* Start *

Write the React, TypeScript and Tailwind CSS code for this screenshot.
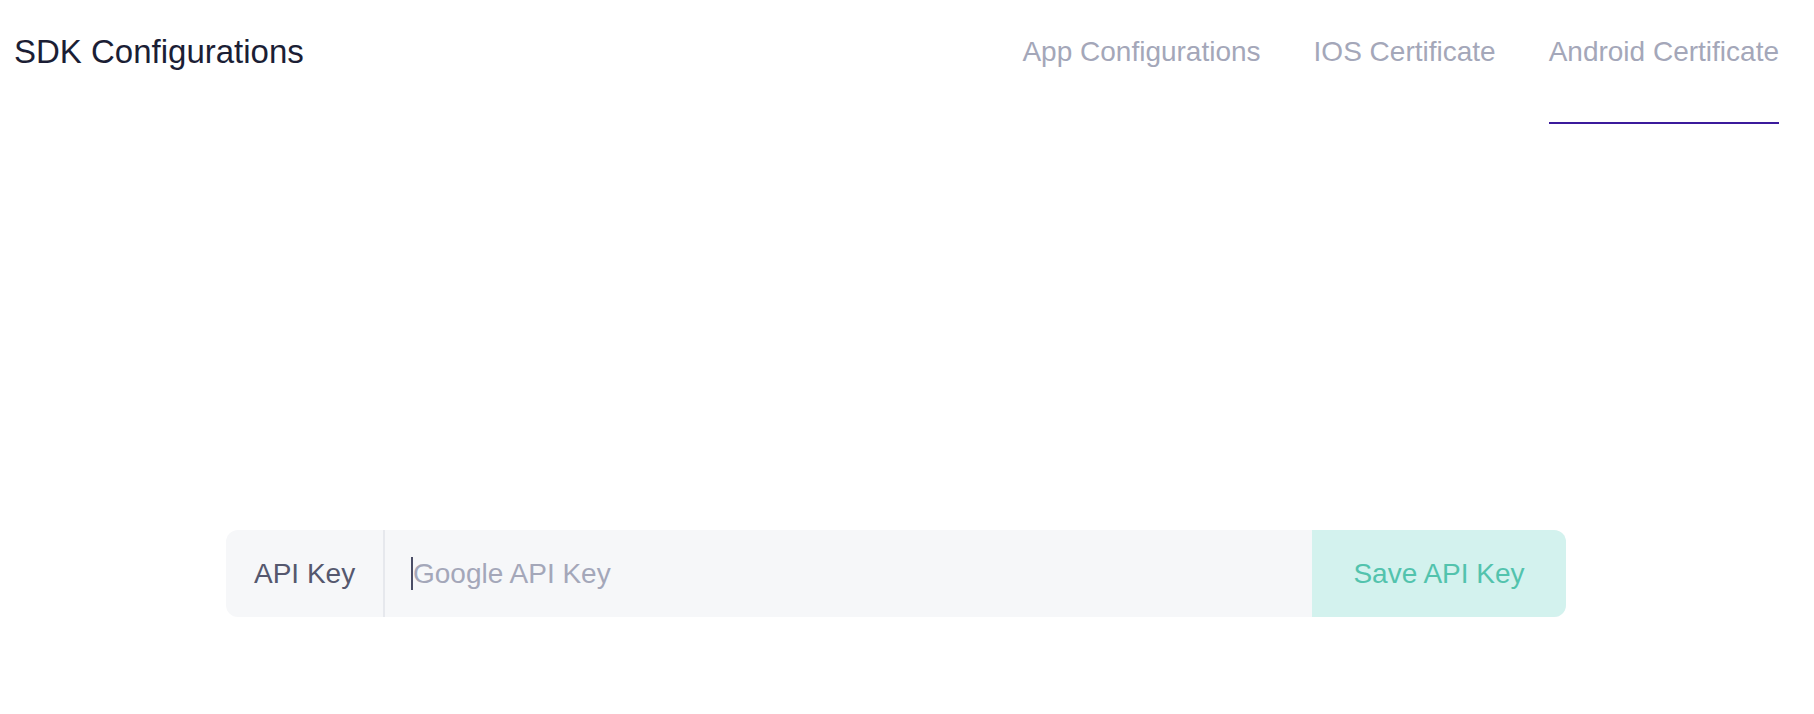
import React from 'react';

const tabs = ['App Configurations', 'IOS Certificate', 'Android Certificate'];

export default function App() {
  const active = 'Android Certificate';

  return (
    <div className="min-h-[714px] w-full bg-white font-['Liberation_Sans',Arial,sans-serif]">
      <div className="flex items-start justify-between pl-[14px] pr-[35px] pt-[35px]">
        <h1 className="text-[33px] leading-none font-normal text-[#1b1e35]">SDK Configurations</h1>
        <nav className="mt-[3px] flex items-start gap-[53px]">
          {tabs.map((tab) => (
            <button
              key={tab}
              className={
                tab === active
                  ? 'text-[28px] leading-none text-[#a4a7b9] pb-[56px] border-b-2 border-[#3b1a9c]'
                  : 'text-[28px] leading-none text-[#a4a7b9] pb-[56px] border-b-2 border-transparent'
              }
            >
              {tab}
            </button>
          ))}
        </nav>
      </div>

      <div className="ml-[226px] mt-[406px] flex h-[87px] w-[1340px] items-stretch rounded-[12px] bg-[#f6f7f9]">
        <div className="flex w-[159px] items-center border-r-2 border-[#e6e8ed] pl-[28px] text-[28px] text-[#55586e]">
          API Key
        </div>
        <div className="flex flex-1 items-center pl-[26px]">
          <span className="h-[33px] w-[2px] bg-[#4a4d66]" />
          <input
            type="text"
            placeholder="Google API Key"
            className="w-full bg-transparent text-[28px] text-[#55586e] placeholder:text-[#a4a7b9] outline-none caret-transparent"
          />
        </div>
        <button className="w-[254px] rounded-r-[12px] bg-[#d3f2ee] text-[28px] text-[#52c3ad]">
          Save API Key
        </button>
      </div>
    </div>
  );
}
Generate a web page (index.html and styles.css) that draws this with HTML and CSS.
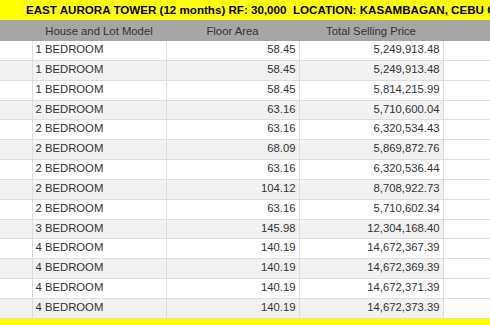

* End *

▶ Exercise goal:
Transcribe the records word for word and include no pictures.

▶ Exercise result:
Write the React, TypeScript and Tailwind CSS code for this screenshot.
import React from 'react';

const tabs = ['App Configurations', 'IOS Certificate', 'Android Certificate'];

export default function App() {
  const active = 'Android Certificate';

  return (
    <div className="min-h-[714px] w-full bg-white font-['Liberation_Sans',Arial,sans-serif]">
      <div className="flex items-start justify-between pl-[14px] pr-[35px] pt-[35px]">
        <h1 className="text-[33px] leading-none font-normal text-[#1b1e35]">SDK Configurations</h1>
        <nav className="mt-[3px] flex items-start gap-[53px]">
          {tabs.map((tab) => (
            <button
              key={tab}
              className={
                tab === active
                  ? 'text-[28px] leading-none text-[#a4a7b9] pb-[56px] border-b-2 border-[#3b1a9c]'
                  : 'text-[28px] leading-none text-[#a4a7b9] pb-[56px] border-b-2 border-transparent'
              }
            >
              {tab}
            </button>
          ))}
        </nav>
      </div>

      <div className="ml-[226px] mt-[406px] flex h-[87px] w-[1340px] items-stretch rounded-[12px] bg-[#f6f7f9]">
        <div className="flex w-[159px] items-center border-r-2 border-[#e6e8ed] pl-[28px] text-[28px] text-[#55586e]">
          API Key
        </div>
        <div className="flex flex-1 items-center pl-[26px]">
          <span className="h-[33px] w-[2px] bg-[#4a4d66]" />
          <input
            type="text"
            placeholder="Google API Key"
            className="w-full bg-transparent text-[28px] text-[#55586e] placeholder:text-[#a4a7b9] outline-none caret-transparent"
          />
        </div>
        <button className="w-[254px] rounded-r-[12px] bg-[#d3f2ee] text-[28px] text-[#52c3ad]">
          Save API Key
        </button>
      </div>
    </div>
  );
}
Generate a web page (index.html and styles.css) that draws this with HTML and CSS.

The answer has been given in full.